→ RECORDED DATA:
+++

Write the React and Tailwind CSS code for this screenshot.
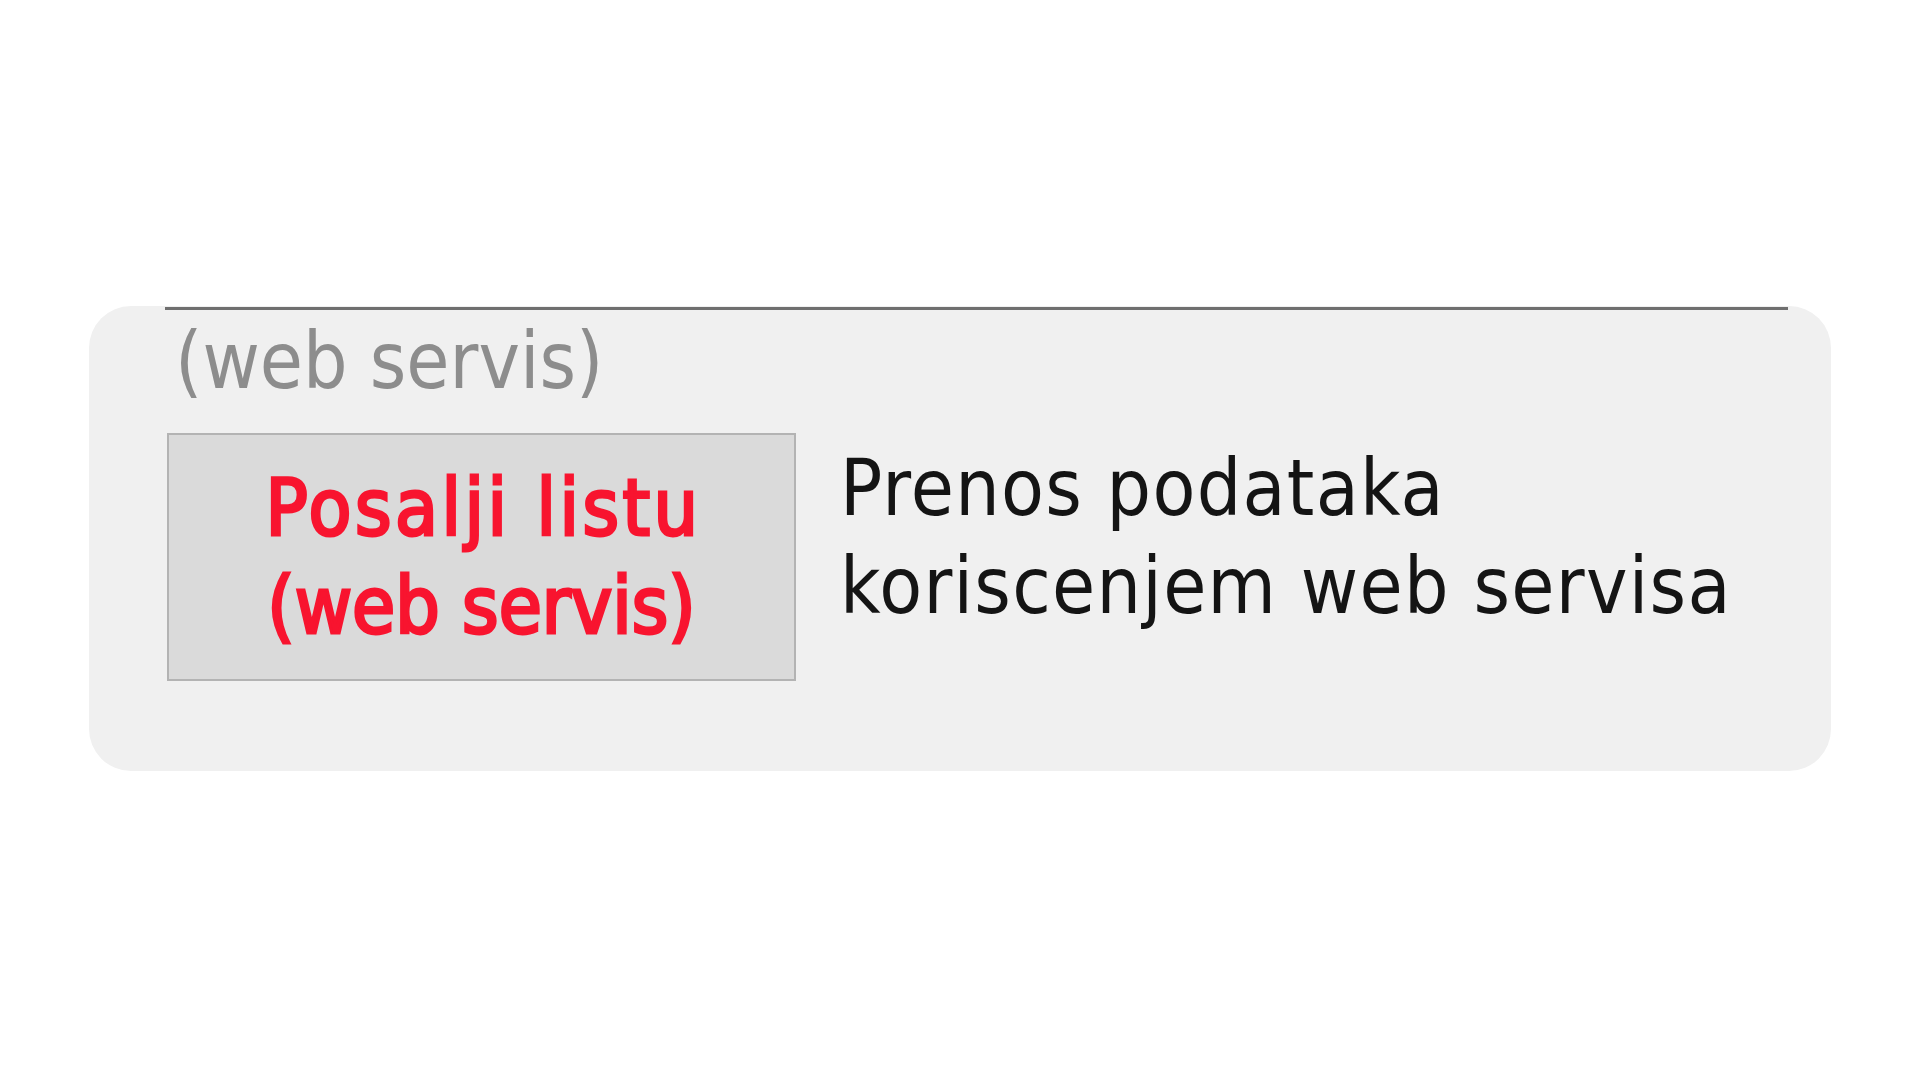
import React from 'react';

const font = { fontFamily: '"DejaVu Sans Condensed", "DejaVu Sans", sans-serif' };

const App = () => {
  return (
    <div className="min-h-screen w-full bg-white pt-[306px] pl-[89px]">
      <div
        className="w-[1742px] h-[465px] rounded-[42px] bg-[#f0f0f0] font-stretch-condensed"
        style={font}
      >
        <div className="ml-[76px] mr-[43px] pt-[1px]">
          <div className="h-[3px] bg-[#6f6f6f]"></div>
        </div>

        <div className="pl-[86px] text-[78px] leading-[78px] text-[#8d8d8d] mt-[12px]">
          (web servis)
        </div>

        <div className="flex items-start pl-[78px] mt-[33px]">
          <button className="w-[629px] h-[248px] bg-[#dadada] border-2 border-[#b3b3b3] flex flex-col items-center justify-center text-[78px] leading-[98px] text-[#f8142f] [-webkit-text-stroke:3px_#f8142f]">
            <span className="tracking-[3.5px] pl-[4px]">Posalji listu</span>
            <span>(web servis)</span>
          </button>
          <div className="ml-[44px] pt-[6px] text-[78px] leading-[98px] tracking-[1.3px] text-[#141414]">
            <div>Prenos podataka</div>
            <div>koriscenjem web servisa</div>
          </div>
        </div>
      </div>
    </div>
  );
};

export default App;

+++

→ WHAT IS REQUIRED:
Quote all the lines above exactly as given. Do not include the pictures.

→ WRITTEN SOLUTION:
Write the React and Tailwind CSS code for this screenshot.
import React from 'react';

const font = { fontFamily: '"DejaVu Sans Condensed", "DejaVu Sans", sans-serif' };

const App = () => {
  return (
    <div className="min-h-screen w-full bg-white pt-[306px] pl-[89px]">
      <div
        className="w-[1742px] h-[465px] rounded-[42px] bg-[#f0f0f0] font-stretch-condensed"
        style={font}
      >
        <div className="ml-[76px] mr-[43px] pt-[1px]">
          <div className="h-[3px] bg-[#6f6f6f]"></div>
        </div>

        <div className="pl-[86px] text-[78px] leading-[78px] text-[#8d8d8d] mt-[12px]">
          (web servis)
        </div>

        <div className="flex items-start pl-[78px] mt-[33px]">
          <button className="w-[629px] h-[248px] bg-[#dadada] border-2 border-[#b3b3b3] flex flex-col items-center justify-center text-[78px] leading-[98px] text-[#f8142f] [-webkit-text-stroke:3px_#f8142f]">
            <span className="tracking-[3.5px] pl-[4px]">Posalji listu</span>
            <span>(web servis)</span>
          </button>
          <div className="ml-[44px] pt-[6px] text-[78px] leading-[98px] tracking-[1.3px] text-[#141414]">
            <div>Prenos podataka</div>
            <div>koriscenjem web servisa</div>
          </div>
        </div>
      </div>
    </div>
  );
};

export default App;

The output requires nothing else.